McMURRAY – After a high school dance was stopped early because of students “twerking,” a Peters Township School Board member is suggesting they be offered dance lessons.
Board member William Merrell was chaperoning the Feb. 8 dance, and said during Tuesday’s school board meeting today’s students are learning their dance moves on MTV.
During the dance sponsored by a cheerleading booster club, the administration stopped the action at about 9:30 p.m. and students were told they could leave, said Shelly Belcher, district spokeswoman. Parents and guardians were called by the district to alert them to pick up students. The dance was to last until 10:30 p.m., Belcher said, and some students stayed.
Merrell was so concerned about what he described as “massive twerking,” that he told the board he contacted the local Arthur Murray Dance Studio to see what types of dance classes were offered. Not only would students learn the dances, but Merrell said he hopes the experience would result in the students learning some “social graces.”
Twerking is dancing in a sexually provocative manner that involves thrusting hip movements.
High school students he approached after contacting the dance studio said they would be interested in taking classes, which Merrell suggested could be held Saturday mornings off school property.
He asked the administration for a survey of students to determine any interest. The board agreed.
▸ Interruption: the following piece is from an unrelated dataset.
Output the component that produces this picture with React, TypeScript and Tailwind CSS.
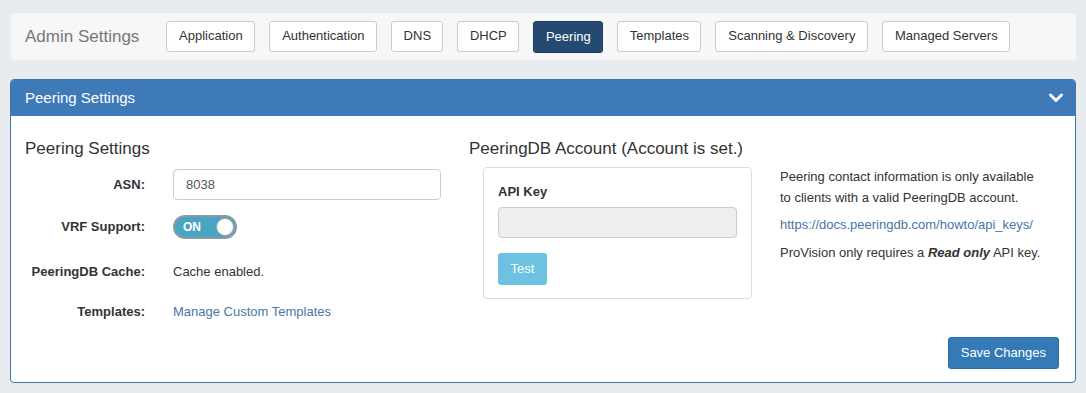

“We can’t hold kids to standards without them knowing what the standards are,” Merrell said.
Acceptance of his suggestions was not unanimous. Board member Ron Dunleavy said he does not condone the way the students were dancing, however, he said, the current generation is different. If offering dance lessons would result in raising test scores, Dunleavy said, he’d “be all for it.”
Merrell was not deterred stressing his belief younger generations need to learn social graces.
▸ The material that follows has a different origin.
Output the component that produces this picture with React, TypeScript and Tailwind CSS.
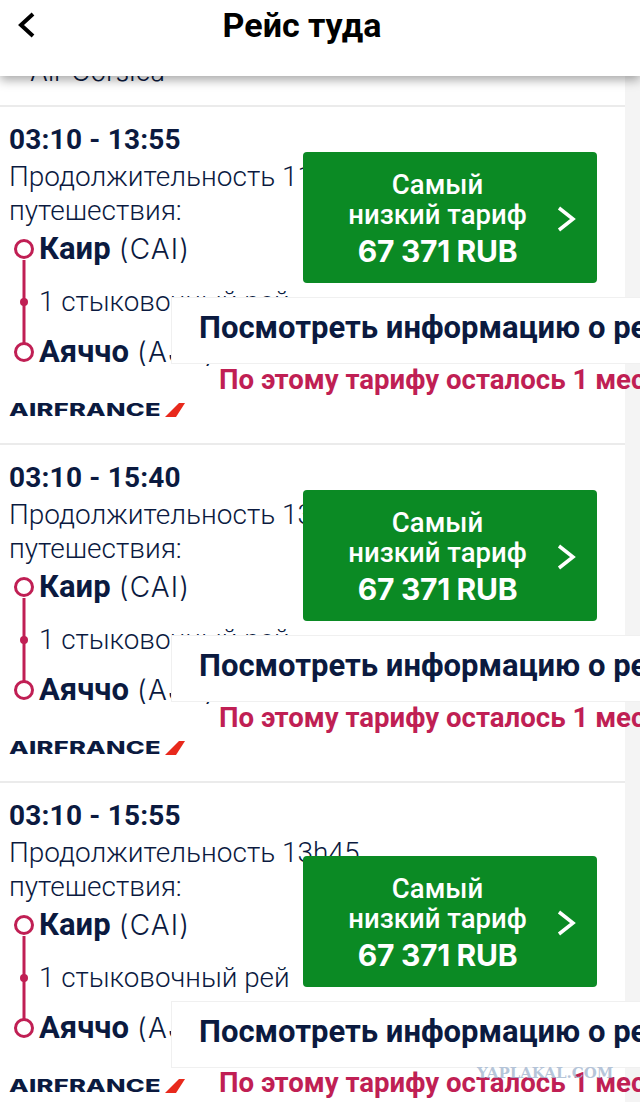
import type { FC } from "react";

type Flight = { arrival: string; duration: string; buttonTop: string; panelTop: string; noticeTop: string };

const flights: Flight[] = [
  { arrival: "13:55", duration: "11h45", buttonTop: "top-[45px]", panelTop: "top-[190px]", noticeTop: "top-[258px]" },
  { arrival: "15:40", duration: "13h30", buttonTop: "top-[45px]", panelTop: "top-[190px]", noticeTop: "top-[258px]" },
  { arrival: "15:55", duration: "13h45", buttonTop: "top-[73px]", panelTop: "top-[218px]", noticeTop: "top-[285px]" },
];

const Route: FC = () => (
  <div className="mt-[8px] flex">
    {/* Route line */}
    <div className="relative w-[31px] shrink-0">
      <svg width="31" height="130" viewBox="0 0 31 130" className="absolute left-0 top-0">
        <line x1="15" y1="24" x2="15" y2="110" stroke="#c01f54" strokeWidth="3" />
        <circle cx="15" cy="13" r="8.5" fill="#fff" stroke="#c01f54" strokeWidth="3" />
        <circle cx="15" cy="66" r="4" fill="#c01f54" />
        <circle cx="15" cy="116" r="8.5" fill="#fff" stroke="#c01f54" strokeWidth="3" />
      </svg>
    </div>
    <div className="-ml-px -mt-[2px] flex flex-col text-[#0b1a3f]">
      <div className="h-[54px] text-[31px] leading-[26px] whitespace-nowrap">
        <span className="font-bold font-['Roboto',sans-serif]">Каир</span>{" "}
        <span className="text-[28px] font-['Inter',sans-serif] font-light tracking-[1.2px]">(CAI)</span>
      </div>
      <div className="h-[49px] text-[27.8px] leading-[28px] whitespace-nowrap font-['Roboto',sans-serif] font-light">
        1 стыковочный рей
      </div>
      <div className="text-[31px] leading-[26px] whitespace-nowrap">
        <span className="font-bold font-['Roboto',sans-serif]">Аяччо</span>{" "}
        <span className="text-[28px] font-['Inter',sans-serif] font-light tracking-[1.2px]">(AJA)</span>
      </div>
    </div>
  </div>
);

const AirFrance: FC = () => (
  <div className="mt-[35px] flex items-center gap-[4px]">
    <span className="w-[151px] origin-left scale-x-[1.5] font-['Inter',sans-serif] text-[17px] font-extrabold leading-[20px] tracking-[0.2px] text-[#0b1a3f]">
      AIRFRANCE
    </span>
    <svg width="22" height="16" viewBox="0 0 22 16">
      <path d="M1 15 L15 1 H21 L12 15 Z" fill="#e8291c" />
    </svg>
  </div>
);

const FlightCard: FC<{ flight: Flight }> = ({ flight }) => (
  <div className="relative h-[338px] border-t-2 border-[#ebebeb] pl-[9px] pt-[18px]">
    <div className="font-['Roboto',sans-serif] text-[28px] font-bold leading-[30px] tracking-[0.2px] text-[#0b1a3f]">
      03:10 - {flight.arrival}
    </div>
    <div className="mt-[5px] w-[320px] font-['Roboto',sans-serif] text-[28px] font-light leading-[34px] text-[#0b1a3f]">
      <div className="whitespace-nowrap">Продолжительность {flight.duration}</div>
      <div>путешествия:</div>
    </div>
    <Route />
    <AirFrance />

    {/* Fare button */}
    <div
      className={`absolute left-[303px] flex h-[131px] w-[294px] items-center rounded-[4px] bg-[#0b8a24] text-white ${flight.buttonTop}`}
    >
      <div className="flex-1 pl-[16px] text-center font-['Roboto',sans-serif] text-[27.5px] font-medium leading-[30px]">
        <div>Самый</div>
        <div>низкий тариф</div>
        <div className="mt-[6px] font-['Inter',sans-serif] text-[30px] font-bold tracking-[-0.3px]">67 371 RUB</div>
      </div>
      <svg width="22" height="28" viewBox="0 0 22 28" className="mr-[19px] mt-[2px]">
        <path d="M3 3 L17 14 L3 25" fill="none" stroke="#fff" strokeWidth="3.5" />
      </svg>
    </div>

    {/* Flight details panel */}
    <div
      className={`absolute left-[171px] flex h-[67px] w-[500px] items-center border border-[#f0f0f0] bg-white pb-[4px] pl-[27px] font-['Roboto',sans-serif] text-[31px] font-bold whitespace-nowrap text-[#0b1a3f] ${flight.panelTop}`}
    >
      Посмотреть информацию о рейсе
    </div>

    <div
      className={`absolute left-[219px] font-['Roboto',sans-serif] text-[27.6px] leading-[30px] font-bold whitespace-nowrap text-[#c01f54] ${flight.noticeTop}`}
    >
      По этому тарифу осталось 1 место
    </div>
  </div>
);

const App: FC = () => {
  return (
    <div className="relative h-[1102px] w-[640px] overflow-hidden bg-white">
      {/* Header */}
      <header className="relative z-10 flex h-[76px] items-start justify-center bg-white pr-[36px] shadow-[0_4px_10px_rgba(0,0,0,0.35)]">
        <svg width="20" height="28" viewBox="0 0 20 28" className="absolute left-[17px] top-[11px]">
          <path d="M16 3 L4 14 L16 25" fill="none" stroke="#000" strokeWidth="4" />
        </svg>
        <h1 className="pt-[5px] font-['Roboto',sans-serif] text-[34px] leading-[40px] font-bold text-black">Рейс туда</h1>
      </header>

      <div className="flex">
        <main className="min-w-0 flex-1">
          <div className="h-[29px] overflow-hidden">
            <div className="-mt-[20px] pl-[30px] font-['Inter',sans-serif] text-[26.5px] leading-[30px] font-light text-[#0b1a3f]">
              Air Corsica
            </div>
          </div>
          {flights.map((flight) => (
            <FlightCard key={flight.arrival} flight={flight} />
          ))}
        </main>
        <div className="h-[1026px] w-[15px] shrink-0 bg-[#f4f4f4]" />
      </div>

      {/* Site watermark */}
      <div className="absolute left-[477px] top-[1062px] font-['DejaVu_Serif',serif] text-[15px] font-bold text-[#a9bbd3]/85">
        YAPLAKAL.COM
      </div>
    </div>
  );
};

export default App;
Board member Lynn Erenberg said her son was one of the students Merrell approached about taking dance lessons and he said he would be interested. However, Erenberg said she believes social graces should be taught by parents. As for her son’s positive response, she said he was being respectful of Merrell, something, she said, he learned at home.
“In theory, it’s a great idea,” Erenberg said. “Will it work? I’d be interested in seeing.”
The Feb. 8 dance “may have gotten out of hand,” according to Erenberg. When the doors opened, 600 students were waiting to enter.
Board member Sue Smith stressed the event was not a school-sponsored dance. Superintendent Jeannine French said the district would discuss how to avoid a similar situation in the future.
Township police were called twice during the dance, both times for 17-year-old students who were drinking. Two girls and one boy were released to their parents and received citations for underage drinking.
A representative of the group sponsoring the dance, known as the Snow Ball, offered to have a booster member attend any future meeting with the district if a policy is being discussed. She said the dance is held as a fundraiser for the group.